**MATERIAL PROVIDED**.
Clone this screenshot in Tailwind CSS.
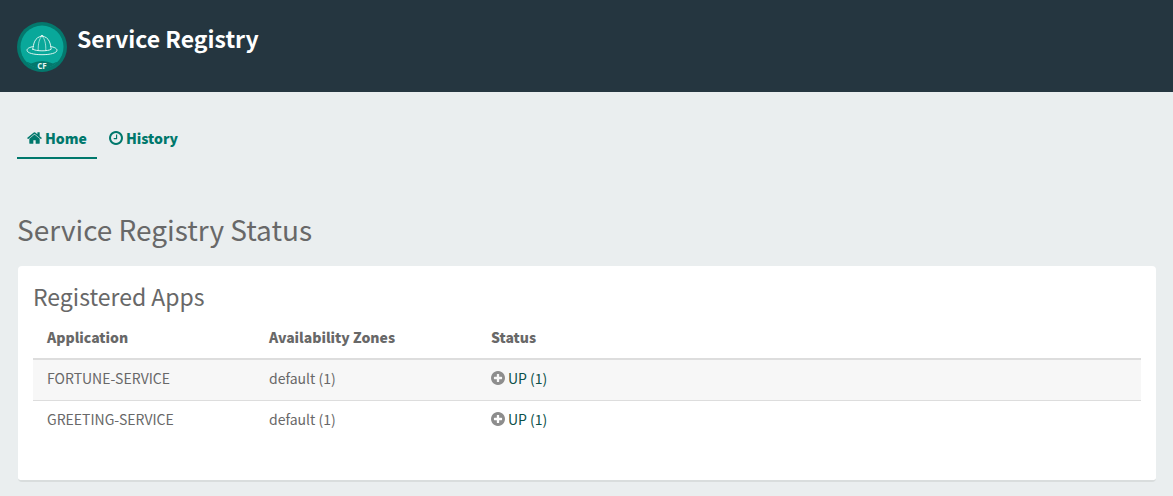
<!DOCTYPE html>
<html lang="en">
<head>
<meta charset="utf-8">
<meta name="viewport" content="width=device-width, initial-scale=1">
<title>Service Registry</title>
<script src="https://cdn.jsdelivr.net/npm/@tailwindcss/browser@4"></script>
</head>
<body class="min-h-screen bg-[#eaeeef] font-['Noto_Sans_CJK_SC',sans-serif] text-[14px] leading-5 text-[#686868]">
<svg class="hidden" aria-hidden="true">
  <symbol id="plus-circle" viewBox="128 128 1536 1536"><path d="M1344 960v-128q0-26-19-45t-45-19h-256v-256q0-26-19-45t-45-19h-128q-26 0-45 19t-19 45v256h-256q-26 0-45 19t-19 45v128q0 26 19 45t45 19h256v256q0 26 19 45t45 19h128q26 0 45-19t19-45v-256h256q26 0 45-19t19-45zm320-64q0 209-103 385.500t-279.500 279.500-385.500 103-385.500-103-279.500-279.500-103-385.500 103-385.500 279.500-279.500 385.500-103 385.500 103 279.500 279.500 103 385.500z"/></symbol>
</svg>
<header class="flex h-[92px] items-start gap-[10px] bg-[#253640] px-[17px] pt-[22px]">
  <svg class="size-[50px] shrink-0" viewBox="0 0 50 50" role="img" aria-label="CF">
    <defs><clipPath id="disc"><circle cx="25" cy="25" r="21.500"/></clipPath></defs>
    <circle cx="25" cy="25" r="25" fill="#04786d"/>
    <circle cx="25" cy="25" r="21.500" fill="#09a89a"/>
    <path d="M3 42Q8 38 14 41.500Q25 36.500 36 41.500Q42 38 47 42V50H3Z" fill="#04786d" clip-path="url(#disc)"/>
    <g fill="none" stroke="#d9f3ee" stroke-width="1" stroke-linecap="round" stroke-linejoin="round">
      <path d="M16.500 24.500C12.500 25.200 10 26.500 10 28.200C10 31 16.500 32.700 25 32.700S40 31 40 28.200C40 26.500 37.500 25.200 33.500 24.500"/>
      <path d="M15.800 27.200C16.500 22 17.500 15 25 14.200C32.500 15 33.500 22 34.200 27.200C31.500 29.400 18.500 29.400 15.800 27.200Z"/>
      <path d="M21.200 28.300C21 22 22.200 16.500 25 14.200C27.800 16.500 29 22 28.800 28.300" stroke-width=".7"/>
      <path d="M23.800 13.800Q25 12.200 26.200 13.800"/>
    </g>
    <text x="25" y="47" text-anchor="middle" font-family="Open Sans, sans-serif" font-size="8" font-weight="700" fill="#e4f5f2">CF</text>
  </svg>
  <div class="text-[23px] font-bold leading-8 text-white">Service Registry</div>
</header>
<nav class="flex px-[17px] pt-7 font-black text-[#00786c]" aria-label="Main">
  <a href="#" aria-current="page" class="flex items-center gap-[3px] border-b-2 border-[#00786c] px-[10px] pt-2 pb-[9px]">
    <svg class="h-[14px] w-[15px]" viewBox="64 128 1664 1536" fill="currentColor" aria-hidden="true"><path d="M1472 992v480q0 26-19 45t-45 19h-384v-384h-256v384h-384q-26 0-45-19t-19-45v-480q0-1 .5-3t.5-3l575-474 575 474q1 2 1 6zm223-69l-62 74q-8 9-21 11h-3q-13 0-21-7l-692-577-692 577q-12 8-24 7-13-2-21-11l-62-74q-8-10-7-23.500t11-21.500l719-599q32-26 76-26t76 26l244 204v-195q0-14 9-23t23-9h192q14 0 23 9t9 23v408l219 182q10 8 11 21.500t-7 23.500z"/></svg>
    <span>Home</span>
  </a>
  <a href="#" class="flex items-center gap-[3px] border-b-2 border-transparent px-3 pt-2 pb-[9px]">
    <svg class="size-[14px]" viewBox="128 128 1536 1536" fill="currentColor" aria-hidden="true"><path d="M1024 544v448q0 14-9 23t-23 9h-320q-14 0-23-9t-9-23v-64q0-14 9-23t23-9h224v-352q0-14 9-23t23-9h64q14 0 23 9t9 23zm416 352q0-148-73-273t-198-198-273-73-273 73-198 198-73 273 73 273 198 198 273 73 273-73 198-198 73-273zm224 0q0 209-103 385.500t-279.500 279.500-385.500 103-385.500-103-279.500-279.500-103-385.500 103-385.500 279.500-279.500 385.500-103 385.500 103 279.500 279.500 103 385.500z"/></svg>
    <span>History</span>
  </a>
</nav>
<main class="px-[17px] pt-[50px] pb-4">
  <h1 class="text-[28px] leading-10">Service Registry Status</h1>
  <section class="mt-[17px] ml-px rounded-[4px] border-b-2 border-[#d9dddd] bg-white px-[15px] pt-[14px] pb-[39px]">
    <h2 class="mb-px text-[23px] leading-8">Registered Apps</h2>
    <table class="w-full table-fixed border-collapse text-left">
      <thead>
        <tr class="h-[46px] border-b-2 border-[#dddddd]">
          <th scope="col" class="w-[222px] px-[14px] pt-[2px] font-black">Application</th>
          <th scope="col" class="w-[222px] px-[14px] pt-[2px] font-black">Availability Zones</th>
          <th scope="col" class="px-[14px] pt-[2px] font-black">Status</th>
        </tr>
      </thead>
      <tbody>
        <tr class="h-[41px] border-b border-[#dddddd] bg-[#f7f7f7]">
          <td class="px-[14px] pb-1">FORTUNE-SERVICE</td>
          <td class="px-[14px] pb-1">default (1)</td>
          <td class="px-[14px] pb-1"><div class="flex items-center gap-[3px]"><svg class="size-[14px] fill-[#8d8d8d]" aria-hidden="true"><use href="#plus-circle"/></svg><a href="#" class="text-[#0b5048]">UP (1)</a></div></td>
        </tr>
        <tr class="h-[41px]">
          <td class="px-[14px] pb-1">GREETING-SERVICE</td>
          <td class="px-[14px] pb-1">default (1)</td>
          <td class="px-[14px] pb-1"><div class="flex items-center gap-[3px]"><svg class="size-[14px] fill-[#8d8d8d]" aria-hidden="true"><use href="#plus-circle"/></svg><a href="#" class="text-[#0b5048]">UP (1)</a></div></td>
        </tr>
      </tbody>
    </table>
  </section>
</main>
</body>
</html>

**WHAT IS BEING ASKED**.
Restate the listing above word for word, and skip the pictures.

**RESULT OF THE EXERCISE**.
Clone this screenshot in Tailwind CSS.
<!DOCTYPE html>
<html lang="en">
<head>
<meta charset="utf-8">
<meta name="viewport" content="width=device-width, initial-scale=1">
<title>Service Registry</title>
<script src="https://cdn.jsdelivr.net/npm/@tailwindcss/browser@4"></script>
</head>
<body class="min-h-screen bg-[#eaeeef] font-['Noto_Sans_CJK_SC',sans-serif] text-[14px] leading-5 text-[#686868]">
<svg class="hidden" aria-hidden="true">
  <symbol id="plus-circle" viewBox="128 128 1536 1536"><path d="M1344 960v-128q0-26-19-45t-45-19h-256v-256q0-26-19-45t-45-19h-128q-26 0-45 19t-19 45v256h-256q-26 0-45 19t-19 45v128q0 26 19 45t45 19h256v256q0 26 19 45t45 19h128q26 0 45-19t19-45v-256h256q26 0 45-19t19-45zm320-64q0 209-103 385.500t-279.500 279.500-385.500 103-385.500-103-279.500-279.500-103-385.500 103-385.500 279.500-279.500 385.500-103 385.500 103 279.500 279.500 103 385.500z"/></symbol>
</svg>
<header class="flex h-[92px] items-start gap-[10px] bg-[#253640] px-[17px] pt-[22px]">
  <svg class="size-[50px] shrink-0" viewBox="0 0 50 50" role="img" aria-label="CF">
    <defs><clipPath id="disc"><circle cx="25" cy="25" r="21.500"/></clipPath></defs>
    <circle cx="25" cy="25" r="25" fill="#04786d"/>
    <circle cx="25" cy="25" r="21.500" fill="#09a89a"/>
    <path d="M3 42Q8 38 14 41.500Q25 36.500 36 41.500Q42 38 47 42V50H3Z" fill="#04786d" clip-path="url(#disc)"/>
    <g fill="none" stroke="#d9f3ee" stroke-width="1" stroke-linecap="round" stroke-linejoin="round">
      <path d="M16.500 24.500C12.500 25.200 10 26.500 10 28.200C10 31 16.500 32.700 25 32.700S40 31 40 28.200C40 26.500 37.500 25.200 33.500 24.500"/>
      <path d="M15.800 27.200C16.500 22 17.500 15 25 14.200C32.500 15 33.500 22 34.200 27.200C31.500 29.400 18.500 29.400 15.800 27.200Z"/>
      <path d="M21.200 28.300C21 22 22.200 16.500 25 14.200C27.800 16.500 29 22 28.800 28.300" stroke-width=".7"/>
      <path d="M23.800 13.800Q25 12.200 26.200 13.800"/>
    </g>
    <text x="25" y="47" text-anchor="middle" font-family="Open Sans, sans-serif" font-size="8" font-weight="700" fill="#e4f5f2">CF</text>
  </svg>
  <div class="text-[23px] font-bold leading-8 text-white">Service Registry</div>
</header>
<nav class="flex px-[17px] pt-7 font-black text-[#00786c]" aria-label="Main">
  <a href="#" aria-current="page" class="flex items-center gap-[3px] border-b-2 border-[#00786c] px-[10px] pt-2 pb-[9px]">
    <svg class="h-[14px] w-[15px]" viewBox="64 128 1664 1536" fill="currentColor" aria-hidden="true"><path d="M1472 992v480q0 26-19 45t-45 19h-384v-384h-256v384h-384q-26 0-45-19t-19-45v-480q0-1 .5-3t.5-3l575-474 575 474q1 2 1 6zm223-69l-62 74q-8 9-21 11h-3q-13 0-21-7l-692-577-692 577q-12 8-24 7-13-2-21-11l-62-74q-8-10-7-23.500t11-21.500l719-599q32-26 76-26t76 26l244 204v-195q0-14 9-23t23-9h192q14 0 23 9t9 23v408l219 182q10 8 11 21.500t-7 23.500z"/></svg>
    <span>Home</span>
  </a>
  <a href="#" class="flex items-center gap-[3px] border-b-2 border-transparent px-3 pt-2 pb-[9px]">
    <svg class="size-[14px]" viewBox="128 128 1536 1536" fill="currentColor" aria-hidden="true"><path d="M1024 544v448q0 14-9 23t-23 9h-320q-14 0-23-9t-9-23v-64q0-14 9-23t23-9h224v-352q0-14 9-23t23-9h64q14 0 23 9t9 23zm416 352q0-148-73-273t-198-198-273-73-273 73-198 198-73 273 73 273 198 198 273 73 273-73 198-198 73-273zm224 0q0 209-103 385.500t-279.500 279.500-385.500 103-385.500-103-279.500-279.500-103-385.500 103-385.500 279.500-279.500 385.500-103 385.500 103 279.500 279.500 103 385.500z"/></svg>
    <span>History</span>
  </a>
</nav>
<main class="px-[17px] pt-[50px] pb-4">
  <h1 class="text-[28px] leading-10">Service Registry Status</h1>
  <section class="mt-[17px] ml-px rounded-[4px] border-b-2 border-[#d9dddd] bg-white px-[15px] pt-[14px] pb-[39px]">
    <h2 class="mb-px text-[23px] leading-8">Registered Apps</h2>
    <table class="w-full table-fixed border-collapse text-left">
      <thead>
        <tr class="h-[46px] border-b-2 border-[#dddddd]">
          <th scope="col" class="w-[222px] px-[14px] pt-[2px] font-black">Application</th>
          <th scope="col" class="w-[222px] px-[14px] pt-[2px] font-black">Availability Zones</th>
          <th scope="col" class="px-[14px] pt-[2px] font-black">Status</th>
        </tr>
      </thead>
      <tbody>
        <tr class="h-[41px] border-b border-[#dddddd] bg-[#f7f7f7]">
          <td class="px-[14px] pb-1">FORTUNE-SERVICE</td>
          <td class="px-[14px] pb-1">default (1)</td>
          <td class="px-[14px] pb-1"><div class="flex items-center gap-[3px]"><svg class="size-[14px] fill-[#8d8d8d]" aria-hidden="true"><use href="#plus-circle"/></svg><a href="#" class="text-[#0b5048]">UP (1)</a></div></td>
        </tr>
        <tr class="h-[41px]">
          <td class="px-[14px] pb-1">GREETING-SERVICE</td>
          <td class="px-[14px] pb-1">default (1)</td>
          <td class="px-[14px] pb-1"><div class="flex items-center gap-[3px]"><svg class="size-[14px] fill-[#8d8d8d]" aria-hidden="true"><use href="#plus-circle"/></svg><a href="#" class="text-[#0b5048]">UP (1)</a></div></td>
        </tr>
      </tbody>
    </table>
  </section>
</main>
</body>
</html>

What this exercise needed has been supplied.